Start
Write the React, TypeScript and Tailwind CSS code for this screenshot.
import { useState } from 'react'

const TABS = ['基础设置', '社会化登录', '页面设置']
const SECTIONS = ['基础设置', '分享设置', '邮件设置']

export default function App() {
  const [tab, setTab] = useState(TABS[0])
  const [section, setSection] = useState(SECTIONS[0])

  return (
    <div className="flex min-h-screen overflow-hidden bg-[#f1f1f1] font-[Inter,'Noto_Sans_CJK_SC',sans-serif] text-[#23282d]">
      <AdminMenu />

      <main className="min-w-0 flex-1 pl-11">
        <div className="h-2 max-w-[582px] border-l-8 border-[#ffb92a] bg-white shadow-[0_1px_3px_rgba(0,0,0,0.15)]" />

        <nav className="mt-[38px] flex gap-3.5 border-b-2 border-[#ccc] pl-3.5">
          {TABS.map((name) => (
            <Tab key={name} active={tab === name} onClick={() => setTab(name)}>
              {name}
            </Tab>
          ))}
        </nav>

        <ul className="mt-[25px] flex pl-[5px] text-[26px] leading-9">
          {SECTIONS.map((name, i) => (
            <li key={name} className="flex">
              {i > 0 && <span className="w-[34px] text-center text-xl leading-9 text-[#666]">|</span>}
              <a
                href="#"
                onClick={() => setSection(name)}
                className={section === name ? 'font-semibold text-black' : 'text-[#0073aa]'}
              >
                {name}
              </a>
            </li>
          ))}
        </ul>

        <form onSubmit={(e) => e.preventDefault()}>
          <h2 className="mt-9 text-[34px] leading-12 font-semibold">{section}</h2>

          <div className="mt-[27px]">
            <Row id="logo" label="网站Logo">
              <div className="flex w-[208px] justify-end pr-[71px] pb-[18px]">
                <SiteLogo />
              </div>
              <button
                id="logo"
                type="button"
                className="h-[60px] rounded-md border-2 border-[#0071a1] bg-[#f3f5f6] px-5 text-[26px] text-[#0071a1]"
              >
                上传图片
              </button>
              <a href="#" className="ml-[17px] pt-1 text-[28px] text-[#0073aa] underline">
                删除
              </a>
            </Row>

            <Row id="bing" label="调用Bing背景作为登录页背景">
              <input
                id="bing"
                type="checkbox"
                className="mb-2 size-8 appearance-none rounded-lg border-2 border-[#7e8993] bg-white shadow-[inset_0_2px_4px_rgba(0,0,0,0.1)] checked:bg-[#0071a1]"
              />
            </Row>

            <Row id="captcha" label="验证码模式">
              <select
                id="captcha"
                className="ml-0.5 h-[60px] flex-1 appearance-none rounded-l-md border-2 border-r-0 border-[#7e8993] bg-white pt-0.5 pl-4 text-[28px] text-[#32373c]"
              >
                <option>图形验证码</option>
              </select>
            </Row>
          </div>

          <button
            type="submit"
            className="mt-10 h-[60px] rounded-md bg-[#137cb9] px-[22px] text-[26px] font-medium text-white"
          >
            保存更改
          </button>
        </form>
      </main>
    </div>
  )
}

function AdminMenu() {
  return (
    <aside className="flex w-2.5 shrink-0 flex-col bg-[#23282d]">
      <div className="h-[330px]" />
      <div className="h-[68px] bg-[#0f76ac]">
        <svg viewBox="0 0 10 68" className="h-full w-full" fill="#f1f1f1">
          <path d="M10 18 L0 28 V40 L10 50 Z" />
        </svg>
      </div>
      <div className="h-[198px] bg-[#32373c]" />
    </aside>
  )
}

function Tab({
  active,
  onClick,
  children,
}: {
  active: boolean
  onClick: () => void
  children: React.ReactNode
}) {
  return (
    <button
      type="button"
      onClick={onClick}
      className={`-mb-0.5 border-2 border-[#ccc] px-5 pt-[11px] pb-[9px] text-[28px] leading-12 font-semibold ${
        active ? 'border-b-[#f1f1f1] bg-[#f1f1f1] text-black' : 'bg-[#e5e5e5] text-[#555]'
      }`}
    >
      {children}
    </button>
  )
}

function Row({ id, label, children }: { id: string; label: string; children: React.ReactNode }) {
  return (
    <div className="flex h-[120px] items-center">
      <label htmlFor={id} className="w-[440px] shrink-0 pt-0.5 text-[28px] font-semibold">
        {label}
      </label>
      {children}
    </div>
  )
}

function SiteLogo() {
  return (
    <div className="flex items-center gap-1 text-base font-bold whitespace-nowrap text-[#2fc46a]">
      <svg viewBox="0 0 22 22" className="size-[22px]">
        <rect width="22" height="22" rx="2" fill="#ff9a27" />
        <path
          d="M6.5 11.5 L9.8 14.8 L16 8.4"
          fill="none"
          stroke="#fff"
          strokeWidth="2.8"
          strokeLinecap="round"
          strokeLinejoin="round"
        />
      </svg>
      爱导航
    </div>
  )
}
End
• _INSTRUCTION_
Output every line above without altering anything.

• _SOLUTION FOR THIS PROBLEM_
Write the React, TypeScript and Tailwind CSS code for this screenshot.
import { useState } from 'react'

const TABS = ['基础设置', '社会化登录', '页面设置']
const SECTIONS = ['基础设置', '分享设置', '邮件设置']

export default function App() {
  const [tab, setTab] = useState(TABS[0])
  const [section, setSection] = useState(SECTIONS[0])

  return (
    <div className="flex min-h-screen overflow-hidden bg-[#f1f1f1] font-[Inter,'Noto_Sans_CJK_SC',sans-serif] text-[#23282d]">
      <AdminMenu />

      <main className="min-w-0 flex-1 pl-11">
        <div className="h-2 max-w-[582px] border-l-8 border-[#ffb92a] bg-white shadow-[0_1px_3px_rgba(0,0,0,0.15)]" />

        <nav className="mt-[38px] flex gap-3.5 border-b-2 border-[#ccc] pl-3.5">
          {TABS.map((name) => (
            <Tab key={name} active={tab === name} onClick={() => setTab(name)}>
              {name}
            </Tab>
          ))}
        </nav>

        <ul className="mt-[25px] flex pl-[5px] text-[26px] leading-9">
          {SECTIONS.map((name, i) => (
            <li key={name} className="flex">
              {i > 0 && <span className="w-[34px] text-center text-xl leading-9 text-[#666]">|</span>}
              <a
                href="#"
                onClick={() => setSection(name)}
                className={section === name ? 'font-semibold text-black' : 'text-[#0073aa]'}
              >
                {name}
              </a>
            </li>
          ))}
        </ul>

        <form onSubmit={(e) => e.preventDefault()}>
          <h2 className="mt-9 text-[34px] leading-12 font-semibold">{section}</h2>

          <div className="mt-[27px]">
            <Row id="logo" label="网站Logo">
              <div className="flex w-[208px] justify-end pr-[71px] pb-[18px]">
                <SiteLogo />
              </div>
              <button
                id="logo"
                type="button"
                className="h-[60px] rounded-md border-2 border-[#0071a1] bg-[#f3f5f6] px-5 text-[26px] text-[#0071a1]"
              >
                上传图片
              </button>
              <a href="#" className="ml-[17px] pt-1 text-[28px] text-[#0073aa] underline">
                删除
              </a>
            </Row>

            <Row id="bing" label="调用Bing背景作为登录页背景">
              <input
                id="bing"
                type="checkbox"
                className="mb-2 size-8 appearance-none rounded-lg border-2 border-[#7e8993] bg-white shadow-[inset_0_2px_4px_rgba(0,0,0,0.1)] checked:bg-[#0071a1]"
              />
            </Row>

            <Row id="captcha" label="验证码模式">
              <select
                id="captcha"
                className="ml-0.5 h-[60px] flex-1 appearance-none rounded-l-md border-2 border-r-0 border-[#7e8993] bg-white pt-0.5 pl-4 text-[28px] text-[#32373c]"
              >
                <option>图形验证码</option>
              </select>
            </Row>
          </div>

          <button
            type="submit"
            className="mt-10 h-[60px] rounded-md bg-[#137cb9] px-[22px] text-[26px] font-medium text-white"
          >
            保存更改
          </button>
        </form>
      </main>
    </div>
  )
}

function AdminMenu() {
  return (
    <aside className="flex w-2.5 shrink-0 flex-col bg-[#23282d]">
      <div className="h-[330px]" />
      <div className="h-[68px] bg-[#0f76ac]">
        <svg viewBox="0 0 10 68" className="h-full w-full" fill="#f1f1f1">
          <path d="M10 18 L0 28 V40 L10 50 Z" />
        </svg>
      </div>
      <div className="h-[198px] bg-[#32373c]" />
    </aside>
  )
}

function Tab({
  active,
  onClick,
  children,
}: {
  active: boolean
  onClick: () => void
  children: React.ReactNode
}) {
  return (
    <button
      type="button"
      onClick={onClick}
      className={`-mb-0.5 border-2 border-[#ccc] px-5 pt-[11px] pb-[9px] text-[28px] leading-12 font-semibold ${
        active ? 'border-b-[#f1f1f1] bg-[#f1f1f1] text-black' : 'bg-[#e5e5e5] text-[#555]'
      }`}
    >
      {children}
    </button>
  )
}

function Row({ id, label, children }: { id: string; label: string; children: React.ReactNode }) {
  return (
    <div className="flex h-[120px] items-center">
      <label htmlFor={id} className="w-[440px] shrink-0 pt-0.5 text-[28px] font-semibold">
        {label}
      </label>
      {children}
    </div>
  )
}

function SiteLogo() {
  return (
    <div className="flex items-center gap-1 text-base font-bold whitespace-nowrap text-[#2fc46a]">
      <svg viewBox="0 0 22 22" className="size-[22px]">
        <rect width="22" height="22" rx="2" fill="#ff9a27" />
        <path
          d="M6.5 11.5 L9.8 14.8 L16 8.4"
          fill="none"
          stroke="#fff"
          strokeWidth="2.8"
          strokeLinecap="round"
          strokeLinejoin="round"
        />
      </svg>
      爱导航
    </div>
  )
}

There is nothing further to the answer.